As do, perhaps, the authors of the many, many books with “intentional” in their titles: Intentional Dating on Purpose (slightly redundant, no?), Intentional Loving, The Art of Intentional Thinking, The Intentional Family, Intentional Faith, et al.
“Intentional” messages tend to involve loopy script
Long before all this intention lit came along, there was the Foundation for Intentional Community (there’s a website for that), which grew out of the student cooperative housing movement founded in Ann Arbor, Michigan, in 1937 and which was incorporated as the nonprofit Fellowship for Intentional Community in 1986. (It rebranded as a foundation in 2016.) Intentional communities involve living with people you choose to live with, which was not my experience of co-op housing when I was an undergrad at Berkeley, but maybe things have changed.
Intentionality is a philosophical concept that, like many awkward English words, was translated directly from the German (Intentionalität), in this case by the British philosopher W.R. Boyce Gibson in 1931. Intentionality, according to the Stanford Encyclopedia of Philosophy, “is the power of minds and mental states to be about, to represent, or to stand for, things, properties and states of affairs.” If you want to know more, I suggest reading someone else’s blog.
Intentional fallacy—the error of basing the assessment of a literary work on the author’s intention rather than on one’s response to the work—was coined in a 1946 essay by two American literary critics, W. K. Wimsatt Jr and Monroe C. Beardsley. This line of thinking gave rise to an emphasis on text above all, a topic—again—better addressed by someone else’s blog.
And long before all that, the Roman Catholic Church made much of intention. You can offer a Mass for the “special intention” of another person, and the pope publishes monthly prayer intentions. (January’s intention is “human fraternity.”)
Even in secular life, intentional can have a whiff of piety. It means “thoughtful, but even more so,” and has a bit of that purpose-driven life nimbus around it. It gives even pop-culture historical fantasias an air of sanctimony.
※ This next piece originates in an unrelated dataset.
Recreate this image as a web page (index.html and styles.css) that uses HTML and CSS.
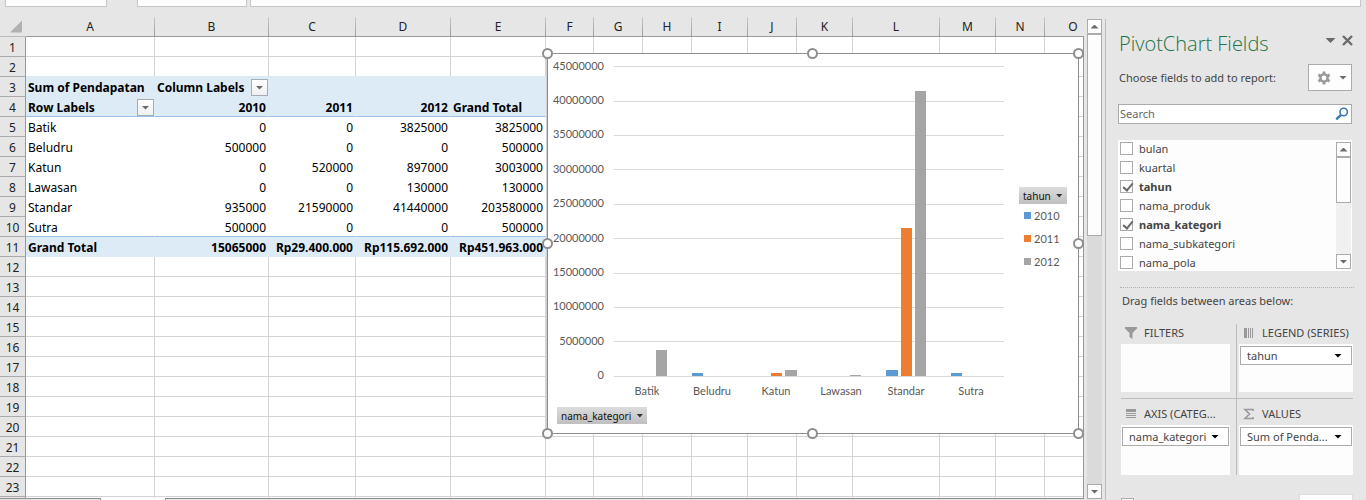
FILE: index.html
```html
<!DOCTYPE html>
<html lang="en">
<head>
<meta charset="utf-8">
<title>PivotChart Fields</title>
<link rel="stylesheet" href="styles.css">
</head>
<body>
<div class="app">
  <div class="formula-bar">
    <div class="name-box"></div>
    <div class="formula-tools"></div>
    <div class="formula-input"></div>
  </div>
  <div class="main">
    <main class="workbook">
      <div class="sheet">
        <table class="grid">
          <colgroup id="cols"></colgroup>
          <thead><tr id="letters"></tr></thead>
          <tbody id="rows"></tbody>
        </table>
        <div class="sheet-edge"></div>
        <section class="chart" aria-label="Pivot chart">
          <svg class="plot" viewBox="0 0 465 350" role="img" aria-label="Pendapatan per kategori">
            <g class="gridlines">
              <path d="M66 12.5H456M66 47.5H456M66 81.5H456M66 115.5H456M66 150.5H456M66 184.5H456M66 219.5H456M66 253.5H456M66 287.5H456M66 322.5H456"/>
            </g>
            <g class="value-axis">
              <text x="56" y="16">45000000</text>
              <text x="56" y="50">40000000</text>
              <text x="56" y="84">35000000</text>
              <text x="56" y="119">30000000</text>
              <text x="56" y="153">25000000</text>
              <text x="56" y="188">20000000</text>
              <text x="56" y="222">15000000</text>
              <text x="56" y="256">10000000</text>
              <text x="56" y="291">5000000</text>
              <text x="56" y="325">0</text>
            </g>
            <g class="series-2010">
              <rect x="144" y="319" width="11" height="3"/>
              <rect x="338" y="316" width="12" height="6"/>
              <rect x="403" y="319" width="11" height="3"/>
            </g>
            <g class="series-2011">
              <rect x="223" y="319" width="11" height="3"/>
              <rect x="353" y="174" width="11" height="148"/>
            </g>
            <g class="series-2012">
              <rect x="108" y="296" width="11" height="26"/>
              <rect x="237" y="316" width="12" height="6"/>
              <rect x="302" y="321" width="11" height="1"/>
              <rect x="367" y="37" width="11" height="285"/>
            </g>
            <g class="category-axis">
              <text x="99" y="341">Batik</text>
              <text x="164" y="341">Beludru</text>
              <text x="228" y="341">Katun</text>
              <text x="293" y="341">Lawasan</text>
              <text x="358" y="341">Standar</text>
              <text x="423" y="341">Sutra</text>
            </g>
          </svg>
          <div class="legend">
            <button class="chart-button" type="button">tahun <i class="caret"></i></button>
            <ul class="legend-list">
              <li><i class="key key-2010"></i>2010</li>
              <li><i class="key key-2011"></i>2011</li>
              <li><i class="key key-2012"></i>2012</li>
            </ul>
          </div>
          <div class="axis-field">
            <button class="chart-button" type="button">nama_kategori <i class="caret"></i></button>
          </div>
          <i class="handle top left"></i><i class="handle top center"></i><i class="handle top right"></i>
          <i class="handle middle left"></i><i class="handle middle right"></i>
          <i class="handle bottom left"></i><i class="handle bottom center"></i><i class="handle bottom right"></i>
        </section>
      </div>
      <div class="tabs"><div class="tab"></div><div class="tab-active"></div><div class="tab-rest"></div></div>
    </main>
    <div class="scrollbar sheet-scroll">
      <button class="scroll-button" type="button" aria-label="Scroll up"><i class="arrow-up"></i></button>
      <div class="thumb"></div>
      <div class="track"></div>
      <button class="scroll-button" type="button" aria-label="Scroll down"><i class="arrow-down"></i></button>
    </div>
    <aside class="pane">
      <header class="pane-head">
        <h1>PivotChart Fields</h1>
        <button class="icon-button" type="button" aria-label="Task pane options"><i class="arrow-down wide"></i></button>
        <button class="icon-button" type="button" aria-label="Close">
          <svg width="11" height="11" viewBox="0 0 11 11"><path d="M1 1L10 10M10 1L1 10" fill="none" stroke="#6a6a6a" stroke-width="2.4"/></svg>
        </button>
      </header>
      <div class="choose">
        <span>Choose fields to add to report:</span>
        <button class="tools" type="button" aria-label="Tools">
          <svg width="14" height="14" viewBox="0 0 14 14"><g fill="none" stroke="#9a9a9a"><circle cx="7" cy="7" r="3.6" stroke-width="2.4"/><path d="M7 .5V3M7 11v2.500M1.400 3.700L3.600 5M10.400 9l2.200 1.300M1.400 10.300L3.600 9M10.400 5l2.200-1.300" stroke-width="2.800"/></g></svg>
          <i class="arrow-down"></i>
        </button>
      </div>
      <div class="search">
        <input type="text" placeholder="Search" aria-label="Search">
        <svg width="14" height="14" viewBox="0 0 14 14"><g fill="none" stroke="#3c78b8"><circle cx="8.700" cy="5" r="3.700" stroke-width="1.600"/><path d="M6 8L1.200 12.300" stroke-width="2.400"/></g></svg>
      </div>
      <div class="fields">
        <ul>
          <li><label><input type="checkbox">bulan</label></li>
          <li><label><input type="checkbox">kuartal</label></li>
          <li><label><input type="checkbox" checked><b>tahun</b></label></li>
          <li><label><input type="checkbox">nama_produk</label></li>
          <li><label><input type="checkbox" checked><b>nama_kategori</b></label></li>
          <li><label><input type="checkbox">nama_subkategori</label></li>
          <li><label><input type="checkbox">nama_pola</label></li>
        </ul>
        <div class="scrollbar list-scroll">
          <button class="scroll-button" type="button" aria-label="Scroll up"><i class="arrow-up"></i></button>
          <div class="thumb"></div>
          <div class="track"></div>
          <button class="scroll-button" type="button" aria-label="Scroll down"><i class="arrow-down"></i></button>
        </div>
      </div>
      <p class="drag">Drag fields between areas below:</p>
      <div class="areas">
        <section class="area">
          <h2><svg width="12" height="12" viewBox="0 0 12 12"><path d="M0 0h12v1.500L7.500 6v6L4.500 10V6L0 1.500z" fill="#999"/></svg><span>FILTERS</span></h2>
          <div class="drop"></div>
        </section>
        <section class="area">
          <h2><svg width="12" height="12" viewBox="0 0 12 12"><path d="M1 1h3v10H1zM5 1h1v10H5zM7 1h1v10H7zM9 1h1v10H9z" fill="#999"/></svg><span>LEGEND (SERIES)</span></h2>
          <div class="drop"><button class="pill" type="button"><span>tahun</span><i class="arrow-down"></i></button></div>
        </section>
        <section class="area">
          <h2><svg width="12" height="12" viewBox="0 0 12 12"><path d="M1 1h10v3H1zM1 5h10v1H1zM1 7h10v1H1zM1 9h10v1H1z" fill="#999"/></svg><span>AXIS (CATEG...</span></h2>
          <div class="drop"><button class="pill" type="button"><span>nama_kategori</span><i class="arrow-down"></i></button></div>
        </section>
        <section class="area">
          <h2><svg width="12" height="12" viewBox="0 0 12 12"><path d="M10 3V1.500H2L6.500 6L2 10.500h8V9" fill="none" stroke="#999" stroke-width="1.600"/></svg><span>VALUES</span></h2>
          <div class="drop"><button class="pill" type="button"><span>Sum of Penda...</span><i class="arrow-down"></i></button></div>
        </section>
      </div>
      <footer class="pane-foot">
        <input type="checkbox" aria-label="Defer layout update">
        <button class="update" type="button" aria-label="Update"></button>
      </footer>
    </aside>
  </div>
</div>
<script src="sheet.js"></script>
</body>
</html>
```
FILE: styles.css
```css
* { box-sizing: border-box; }
body {
  margin: 0;
  background: #e6e6e6;
  color: #444;
  font-family: "Noto Sans", "Open Sans", sans-serif;
  font-size: 11px;
}
button, input { font: inherit; color: inherit; margin: 0; }
button { padding: 0; border: 0; background: none; border-radius: 0; }
ul { list-style: none; margin: 0; padding: 0; }
i { display: block; flex: none; }

.app { display: flex; flex-direction: column; height: 100vh; overflow: hidden; }

.formula-bar { display: flex; flex: none; height: 7px; padding: 0 5px; }
.formula-bar div { background: #fdfdfd; border: 1px solid #c6c6c6; border-top: 0; }
.name-box { width: 102px; margin-right: 30px; }
.formula-tools { width: 110px; margin-right: 3px; }
.formula-input { flex: 1; }

.main { display: flex; flex: 1; min-height: 0; }
.workbook { display: flex; flex-direction: column; flex: 1; min-width: 0; padding-top: 10px; }
.sheet { position: relative; flex: 1; min-height: 0; overflow: hidden; }
.sheet-edge { position: absolute; top: 19px; right: 0; bottom: 0; width: 1px; background: #999; }

/* Worksheet cells */
.grid {
  table-layout: fixed;
  width: 1102px;
  border-collapse: separate;
  border-spacing: 0;
  font-size: 12px;
  line-height: 17px;
  color: #000;
}
.grid th, .grid td { height: 20px; padding: 2px 2px 0; white-space: nowrap; }
.grid th { font-weight: 400; text-align: center; color: #222; background: #e6e6e6; }
.grid thead th {
  padding-top: 0;
  border-right: 1px solid;
  border-bottom: 1px solid #999;
  border-image: linear-gradient(#ccc, #999) 1;
}
.grid thead th:first-child { border-image: none; border-right-color: transparent; border-bottom-color: #bbb; padding: 0 3px; }
.grid tbody th {
  border-right: 1px solid #999;
  border-bottom: 1px solid #aaa;
  padding: 2px 0 0;
}
.select-all { width: 12px; height: 12px; margin-left: auto; background: #b1b1b1; clip-path: polygon(100% 0, 100% 100%, 0 100%); }
.grid td { background: #fff; border-right: 1px solid #d4d4d4; border-bottom: 1px solid #d4d4d4; text-align: right; }
.grid td.pivot { border-color: transparent; }
.grid td.shade { background: #ddebf7; font-weight: 700; }
.grid td.above { border-bottom-color: #ddebf7; }
.grid td.rule { border-bottom-color: #9bc2e6; }
.grid td.text { text-align: left; }
.cell { display: flex; align-items: center; justify-content: space-between; height: 17px; }
.filter {
  display: flex; align-items: center; justify-content: center;
  width: 17px; height: 17px; margin-right: -2px;
  border: 1px solid #a6acb4; background: linear-gradient(#fff, #eef0f4);
}

/* Chart object */
.chart {
  position: absolute; left: 547px; top: 36px; width: 532px;
  display: grid; grid-template-columns: 465px 1fr; grid-template-rows: 350px auto;
  background: #fff; border: 1px solid #8e8e8e; box-shadow: -1px 0 #d0d0d0;
  font-family: Lato, sans-serif; font-size: 11px; color: #595959;
}
.plot { width: 465px; height: 350px; display: block; }
.plot text { fill: #595959; }
.gridlines { stroke: #d9d9d9; fill: none; }
.value-axis { text-anchor: end; }
.category-axis { text-anchor: middle; }
.series-2010 { fill: #5b9bd5; }
.series-2011 { fill: #ed7d31; }
.series-2012 { fill: #a5a5a5; }
.legend { padding: 133px 0 0 6px; }
.legend-list { padding-left: 5px; }
.legend-list li { display: flex; align-items: center; gap: 3px; height: 23px; }
.key { width: 7px; height: 7px; }
.key-2010 { background: #5b9bd5; }
.key-2011 { background: #ed7d31; }
.key-2012 { background: #a5a5a5; }
.axis-field { grid-column: 1 / -1; padding: 3px 0 9px 9px; }
.chart-button {
  display: flex; align-items: center; gap: 5px; height: 17px; padding: 0 4px;
  background: linear-gradient(#dcdcdc, #bfbfbf); color: #111;
  font-family: "Noto Sans", sans-serif; font-size: 10px;
}
.caret { width: 7px; height: 4px; background: #333; clip-path: polygon(0 0, 100% 0, 50% 100%); }
.handle { position: absolute; width: 11px; height: 11px; border: 2px solid #8e8e8e; border-radius: 50%; background: #fff; }
.handle.top { top: -6px; }
.handle.middle { top: calc(50% - 6px); }
.handle.bottom { bottom: -6px; }
.handle.left { left: -6px; }
.handle.center { left: calc(50% - 6px); }
.handle.right { right: -6px; }

.tabs { display: flex; flex: none; height: 2px; }
.tab { width: 101px; border-top: 1px solid #8e8e8e; border-right: 1px solid #8e8e8e; }
.tab-active { width: 64px; background: #fff; }
.tab-rest { flex: 1; border-top: 1px solid #8e8e8e; border-left: 1px solid #8e8e8e; }

/* Scrollbars */
.scrollbar { display: flex; flex-direction: column; flex: none; width: 15px; }
.scroll-button {
  display: flex; align-items: center; justify-content: center; flex: none;
  width: 15px; height: 15px; background: #fdfdfd; border: 1px solid #ababab;
}
.thumb { flex: none; background: #fdfdfd; border: 1px solid #ababab; }
.track { flex: 1; background: #dadada; }
.arrow-up, .arrow-down { width: 8px; height: 4px; background: #6a6a6a; }
.arrow-up { clip-path: polygon(0 100%, 50% 0, 100% 100%); }
.arrow-down { clip-path: polygon(0 0, 100% 0, 50% 100%); }
.arrow-down.wide { width: 10px; height: 5px; }
.sheet-scroll { margin: 12px 3px 1px; }
.sheet-scroll .thumb { height: 202px; }
.list-scroll { padding: 2px 0; }
.list-scroll .thumb { height: 46px; }
.list-scroll .track { background: #f0f0f0; }

/* Field list pane */
.pane { flex: none; width: 261px; margin-top: 12px; padding: 12px 14px 0 12px; border-left: 1px solid #bcbcbc; }
.pane-head { display: flex; align-items: center; height: 26px; margin-right: -4px; padding-left: 1px; }
.pane-head h1 {
  flex: 1; margin: 0; color: #217346; white-space: nowrap;
  font-family: "Open Sans", "Noto Sans", sans-serif; font-weight: 300; font-size: 20px; line-height: 26px;
}
.icon-button { display: flex; align-items: center; justify-content: center; width: 17px; height: 17px; margin-bottom: 7px; }
.choose { display: flex; justify-content: space-between; align-items: center; height: 27px; margin-top: 7px; padding-left: 1px; }
.tools { display: flex; align-items: center; justify-content: space-between; width: 44px; height: 27px; padding: 0 4px 0 8px; border: 1px solid #ababab; background: #fdfdfd; }
.search { display: flex; align-items: center; height: 20px; margin-top: 13px; padding-right: 2px; border: 1px solid #ababab; background: #fff; }
.search input { flex: 1; min-width: 0; height: 18px; padding: 0 1px 2px; border: 0; outline: 0; background: none; }
.search input::placeholder { color: #666; opacity: 1; }
.fields { display: flex; justify-content: space-between; height: 131px; margin-top: 16px; padding-right: 1px; background: #fdfdfd; }
.fields ul { padding: 0 0 0 2px; }
.fields label { display: flex; align-items: center; gap: 6px; height: 19px; line-height: 19px; padding-bottom: 3px; }
.fields li { height: 19px; }
.pane input[type="checkbox"] {
  appearance: none; display: block; flex: none; position: relative;
  width: 13px; height: 13px; border: 1px solid #ababab; background: #fff;
}
.pane input[type="checkbox"]:checked::after {
  content: ""; position: absolute; left: 4px; top: 0; width: 4px; height: 8px;
  border: solid #6a6a6a; border-width: 0 2px 2px 0; transform: rotate(40deg);
}
.drag { margin: 16px -2px 0 2px; padding: 3px 2px 0; border-top: 1px dotted #b0b0b0; line-height: 19px; }
.areas { display: grid; grid-template-columns: 116px 1fr; grid-template-rows: 75px 76px; margin: 14px -1px 0 3px; }
.area { display: flex; flex-direction: column; min-width: 0; }
.area:nth-child(odd) { padding-right: 6px; border-right: 1px solid #bcbcbc; }
.area:nth-child(even) { padding-left: 2px; }
.area:nth-child(-n+2) { padding-bottom: 6px; border-bottom: 1px solid #bcbcbc; }
.area:nth-child(n+3) { padding-top: 6px; }
.area h2 { display: flex; align-items: center; gap: 7px; height: 20px; margin: 0; padding: 0 0 3px 4px; font-size: 11px; font-weight: 400; line-height: 17px; white-space: nowrap; }
.area h2 svg { flex: none; }
.drop { flex: 1; padding: 2px 1px; background: #fdfdfd; }
.pill { display: flex; align-items: center; justify-content: space-between; width: 100%; height: 19px; padding: 0 9px 0 6px; border: 1px solid #ababab; background: #fff; white-space: nowrap; }
.pill .arrow-down { background: #000; }
.pane-foot { display: flex; justify-content: space-between; align-items: flex-start; margin: 19px -1px 0 3px; }
.pane-foot input { margin-top: 4px; }
.update { width: 54px; height: 22px; background: #fdfdfd; border: 1px solid #dcdcdc; }
```
FILE: sheet.js
```js
const widths = [26, 129, 114, 87, 95, 95, 48, 49, 49, 56, 49, 56, 87, 56, 49, 57];
const letters = "ABCDEFGHIJKLMNO".split("");
const pivot = {
  3: ["Sum of Pendapatan", "Column Labels", "", "", ""],
  4: ["Row Labels", "2010", "2011", "2012", "Grand Total"],
  5: ["Batik", "0", "0", "3825000", "3825000"],
  6: ["Beludru", "500000", "0", "0", "500000"],
  7: ["Katun", "0", "520000", "897000", "3003000"],
  8: ["Lawasan", "0", "0", "130000", "130000"],
  9: ["Standar", "935000", "21590000", "41440000", "203580000"],
  10: ["Sutra", "500000", "0", "0", "500000"],
  11: ["Grand Total", "15065000", "Rp29.400.000", "Rp115.692.000", "Rp451.963.000"]
};
const withFilter = ["Column Labels", "Row Labels"];
const lastRow = 23;

document.getElementById("cols").innerHTML = widths.map(w => `<col style="width:${w}px">`).join("");
document.getElementById("letters").innerHTML =
  '<th><div class="select-all"></div></th>' + letters.map(l => `<th>${l}</th>`).join("");

function cell(row, col) {
  const values = pivot[row];
  if (col > 4) return "<td></td>";
  if (row === 2) return '<td class="above"></td>';
  if (!values) return "<td></td>";
  const text = values[col];
  const classes = ["pivot"];
  if (row < 5 || row === 11) classes.push("shade");
  if (row === 4 || row === 10) classes.push("rule");
  if (col === 0 || /^[CG]/.test(text)) classes.push("text");
  const body = withFilter.includes(text)
    ? `<div class="cell">${text}<button class="filter" type="button" aria-label="Filter ${text}"><i class="arrow-down"></i></button></div>`
    : text;
  return `<td class="${classes.join(" ")}">${body}</td>`;
}

let html = "";
for (let row = 1; row <= lastRow + 1; row++) {
  const label = row > lastRow ? "" : row;
  html += `<tr><th>${label}</th>${letters.map((_, col) => cell(row, col)).join("")}</tr>`;
}
document.getElementById("rows").innerHTML = html;
```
With shows such as “Bridgerton,” and "The Witcher,” we see how even Eurocentric fantasy can be more intentional in its approach to diverse representation. https://t.co/AR68PZUgsf
— Los Angeles Times (@latimes) December 30, 2020
Etymologically speaking, intention comes from a Latin root meaning “to stretch out,” which came to mean “to turn one’s attention.” (Attention shares that tent- root.) In Middle English, intention could mean “emotions” or “heart,” a sense that lingers around some of our current usages.
As for resolution, we now think of it implying “steadfastness,” but it originally meant “a breaking into parts” or “a reducing into simpler parts.” Quirkily enough, that’s pretty much what intentional-living fans are advocating. They just use a different word to do it.